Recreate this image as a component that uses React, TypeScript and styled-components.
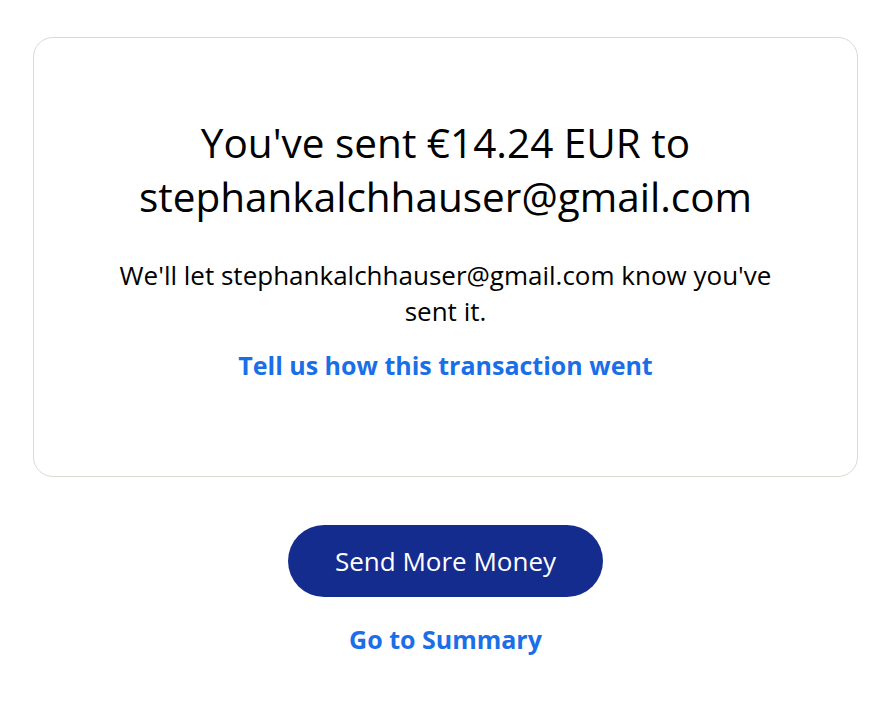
import React from 'react'
import styled, { createGlobalStyle } from 'styled-components'

const GlobalStyle = createGlobalStyle`
  body {
    margin: 0;
    background: #ffffff;
    font-family: "Open Sans", "Noto Sans", sans-serif;
    color: #000000;
  }
`

const Page = styled.main`
  width: 825px;
  margin: 0 auto;
  padding: 37px 0 0 0;
  display: flex;
  flex-direction: column;
  align-items: center;
  transform: translateX(3px);
`

const Card = styled.section`
  box-sizing: border-box;
  width: 825px;
  height: 440px;
  border: 1px solid #dcd9d2;
  border-radius: 20px;
  display: flex;
  flex-direction: column;
  align-items: center;
  padding: 78px 40px 0 40px;
`

const Title = styled.h1`
  font-size: 40.5px;
  font-weight: 400;
  line-height: 54px;
  text-align: center;
  margin: 0;
`

const Message = styled.p`
  font-size: 26px;
  line-height: 36px;
  text-align: center;
  width: 680px;
  margin: 33px 0 0 0;
`

const TextLink = styled.a<{ $size: number }>`
  font-size: ${(p) => p.$size}px;
  font-weight: 700;
  line-height: 34px;
  color: #1a6fe8;
  text-decoration: none;
  cursor: pointer;
`

const FeedbackRow = styled.div`
  margin-top: 19px;
`

const PrimaryButton = styled.button`
  margin-top: 48px;
  width: 315px;
  height: 72px;
  border: none;
  border-radius: 36px;
  background: #142c8e;
  color: #ffffff;
  font-family: inherit;
  font-size: 26px;
  cursor: pointer;
`

const SummaryRow = styled.div`
  margin-top: 25px;
`

const App: React.FC = () => {
  return (
    <>
      <GlobalStyle />
      <Page>
        <Card>
          <Title>
            You've sent €14.24 EUR to
            <br />
            stephankalchhauser@gmail.com
          </Title>
          <Message>We'll let stephankalchhauser@gmail.com know you've sent it.</Message>
          <FeedbackRow>
            <TextLink $size={25}>Tell us how this transaction went</TextLink>
          </FeedbackRow>
        </Card>
        <PrimaryButton>Send More Money</PrimaryButton>
        <SummaryRow>
          <TextLink $size={25}>Go to Summary</TextLink>
        </SummaryRow>
      </Page>
    </>
  )
}

export default App
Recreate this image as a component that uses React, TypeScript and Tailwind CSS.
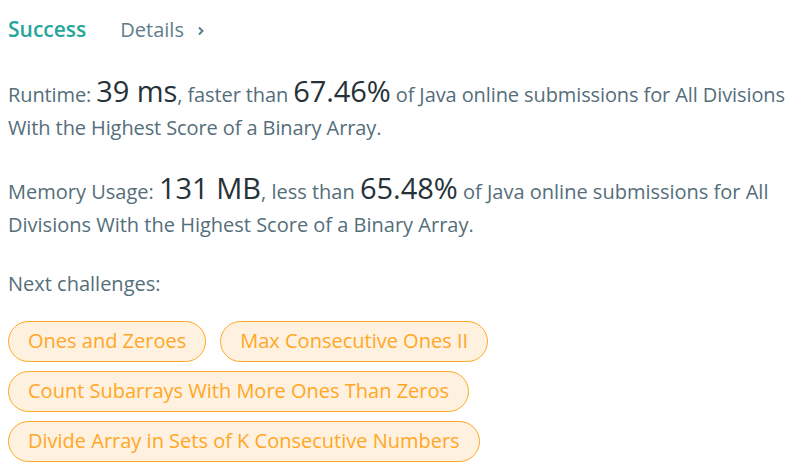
import React from "react";

const challenges = [
  ["Ones and Zeroes", "Max Consecutive Ones II"],
  ["Count Subarrays With More Ones Than Zeros"],
  ["Divide Array in Sets of K Consecutive Numbers"],
];

function Big({ children }: { children: React.ReactNode }) {
  return <span className="text-[29px] leading-none text-[#263238]">{children}</span>;
}

export default function App() {
  return (
    <main
      className="min-h-screen w-[800px] bg-white px-2 text-[20px] text-[#546e7a]"
      style={{ fontFamily: '"Open Sans", "Noto Sans", sans-serif' }}
    >
      <div className="flex items-center pt-[14px]">
        <span className="text-[21px] font-semibold text-[#26a69a]">Success</span>
        <span className="ml-[34px] flex items-center text-[20px] text-[#607d8b]">
          Details
          <svg width="10" height="12" viewBox="0 0 10 12" fill="none" className="ml-[12px] mt-[2px]">
            <path d="M3 2.5 6.5 6 3 9.5" stroke="#607d8b" strokeWidth="2" />
          </svg>
        </span>
      </div>

      <p className="mt-[30px] whitespace-nowrap leading-[33px] tracking-[-0.1px]">
        Runtime: <Big>39 ms</Big>, faster than <Big>67.46%</Big> of Java online submissions for All Divisions
        <br />
        With the Highest Score of a Binary Array.
      </p>

      <p className="mt-[29px] whitespace-nowrap leading-[33px]">
        Memory Usage: <Big>131 MB</Big>, less than <Big>65.48%</Big> of Java online submissions for All
        <br />
        Divisions With the Highest Score of a Binary Array.
      </p>

      <p className="mt-[28px]">Next challenges:</p>

      <div className="mt-[22px] flex flex-col gap-[9px]">
        {challenges.map((row, i) => (
          <div key={i} className="flex gap-[14px]">
            {row.map((c) => (
              <span
                key={c}
                className="flex h-[41px] items-center rounded-full border border-[#ffa726] bg-[#fff1e0] px-[19px] text-[20px] text-[#ffa726]"
              >
                {c}
              </span>
            ))}
          </div>
        ))}
      </div>
    </main>
  );
}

▶ Goal of the exercise
Print the complete listing exactly as it stands, without its pictures.

▶ Finished task
Recreate this image as a component that uses React, TypeScript and styled-components.
import React from 'react'
import styled, { createGlobalStyle } from 'styled-components'

const GlobalStyle = createGlobalStyle`
  body {
    margin: 0;
    background: #ffffff;
    font-family: "Open Sans", "Noto Sans", sans-serif;
    color: #000000;
  }
`

const Page = styled.main`
  width: 825px;
  margin: 0 auto;
  padding: 37px 0 0 0;
  display: flex;
  flex-direction: column;
  align-items: center;
  transform: translateX(3px);
`

const Card = styled.section`
  box-sizing: border-box;
  width: 825px;
  height: 440px;
  border: 1px solid #dcd9d2;
  border-radius: 20px;
  display: flex;
  flex-direction: column;
  align-items: center;
  padding: 78px 40px 0 40px;
`

const Title = styled.h1`
  font-size: 40.5px;
  font-weight: 400;
  line-height: 54px;
  text-align: center;
  margin: 0;
`

const Message = styled.p`
  font-size: 26px;
  line-height: 36px;
  text-align: center;
  width: 680px;
  margin: 33px 0 0 0;
`

const TextLink = styled.a<{ $size: number }>`
  font-size: ${(p) => p.$size}px;
  font-weight: 700;
  line-height: 34px;
  color: #1a6fe8;
  text-decoration: none;
  cursor: pointer;
`

const FeedbackRow = styled.div`
  margin-top: 19px;
`

const PrimaryButton = styled.button`
  margin-top: 48px;
  width: 315px;
  height: 72px;
  border: none;
  border-radius: 36px;
  background: #142c8e;
  color: #ffffff;
  font-family: inherit;
  font-size: 26px;
  cursor: pointer;
`

const SummaryRow = styled.div`
  margin-top: 25px;
`

const App: React.FC = () => {
  return (
    <>
      <GlobalStyle />
      <Page>
        <Card>
          <Title>
            You've sent €14.24 EUR to
            <br />
            stephankalchhauser@gmail.com
          </Title>
          <Message>We'll let stephankalchhauser@gmail.com know you've sent it.</Message>
          <FeedbackRow>
            <TextLink $size={25}>Tell us how this transaction went</TextLink>
          </FeedbackRow>
        </Card>
        <PrimaryButton>Send More Money</PrimaryButton>
        <SummaryRow>
          <TextLink $size={25}>Go to Summary</TextLink>
        </SummaryRow>
      </Page>
    </>
  )
}

export default App
Recreate this image as a component that uses React, TypeScript and Tailwind CSS.
import React from "react";

const challenges = [
  ["Ones and Zeroes", "Max Consecutive Ones II"],
  ["Count Subarrays With More Ones Than Zeros"],
  ["Divide Array in Sets of K Consecutive Numbers"],
];

function Big({ children }: { children: React.ReactNode }) {
  return <span className="text-[29px] leading-none text-[#263238]">{children}</span>;
}

export default function App() {
  return (
    <main
      className="min-h-screen w-[800px] bg-white px-2 text-[20px] text-[#546e7a]"
      style={{ fontFamily: '"Open Sans", "Noto Sans", sans-serif' }}
    >
      <div className="flex items-center pt-[14px]">
        <span className="text-[21px] font-semibold text-[#26a69a]">Success</span>
        <span className="ml-[34px] flex items-center text-[20px] text-[#607d8b]">
          Details
          <svg width="10" height="12" viewBox="0 0 10 12" fill="none" className="ml-[12px] mt-[2px]">
            <path d="M3 2.5 6.5 6 3 9.5" stroke="#607d8b" strokeWidth="2" />
          </svg>
        </span>
      </div>

      <p className="mt-[30px] whitespace-nowrap leading-[33px] tracking-[-0.1px]">
        Runtime: <Big>39 ms</Big>, faster than <Big>67.46%</Big> of Java online submissions for All Divisions
        <br />
        With the Highest Score of a Binary Array.
      </p>

      <p className="mt-[29px] whitespace-nowrap leading-[33px]">
        Memory Usage: <Big>131 MB</Big>, less than <Big>65.48%</Big> of Java online submissions for All
        <br />
        Divisions With the Highest Score of a Binary Array.
      </p>

      <p className="mt-[28px]">Next challenges:</p>

      <div className="mt-[22px] flex flex-col gap-[9px]">
        {challenges.map((row, i) => (
          <div key={i} className="flex gap-[14px]">
            {row.map((c) => (
              <span
                key={c}
                className="flex h-[41px] items-center rounded-full border border-[#ffa726] bg-[#fff1e0] px-[19px] text-[20px] text-[#ffa726]"
              >
                {c}
              </span>
            ))}
          </div>
        ))}
      </div>
    </main>
  );
}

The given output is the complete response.